Write that email like you’re writing it to your best friend or your mother. Write that web page the same way you would talk if you were speaking to your audience live. If uptight writing is so ingrained in your mind from school, then you might have to use the voice recognition software to overcome this hump.

If you can talk, you can write. We just need to get those demons from your 10th grade teacher Mrs. Sourpuss out of your head. Practice daily. And then just do it.

The Big Idea: Test Everything. You might write 5 different headlines and one of them improves sales by 350% over the others. And you can’t know the winner until you test! This used to be a difficult process with split testing everything you did, but it’s easy now with free multivariate testing.

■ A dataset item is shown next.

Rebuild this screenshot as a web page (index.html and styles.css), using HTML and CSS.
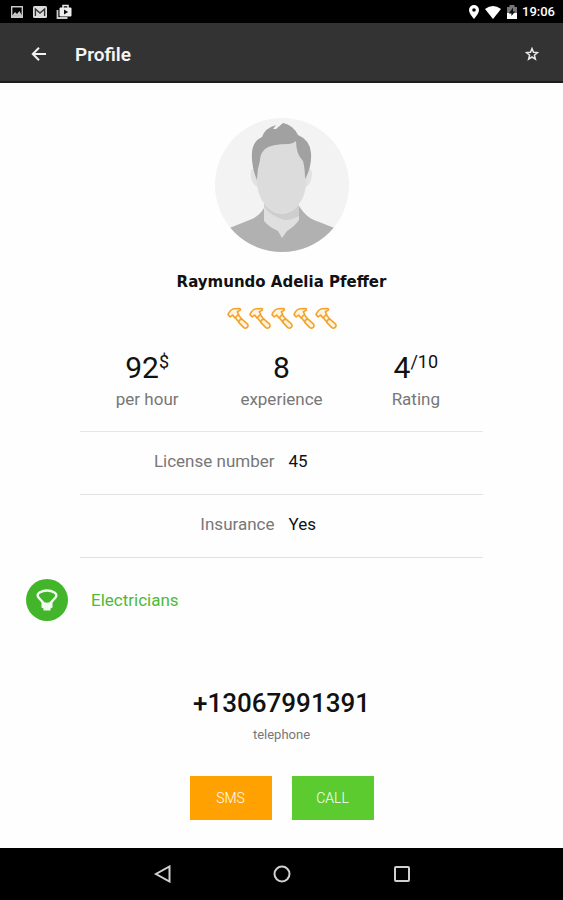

I’ve used several different multivariate testing programs. My favorite is Google Optimizer. If you have an Adwords account, you have access to Optimizer. Notice what I didn’t say. You don’t have to be spending any money in your account. You just have to have one.

If you don’t have an account, go over to Google right now and set one up. You’ll need to pick at least one keyword phrase and write a quickie ad. Then pay them their setup fee (was $5 last time I checked). Once your account is up, you can immediately pause that campaign so it never runs. Now you have a Google account and can use Optimizer.

Where do you start with testing? I’d suggest beginning with the headline, the intro paragraph, the price, a photo with caption, and the primary closing offer.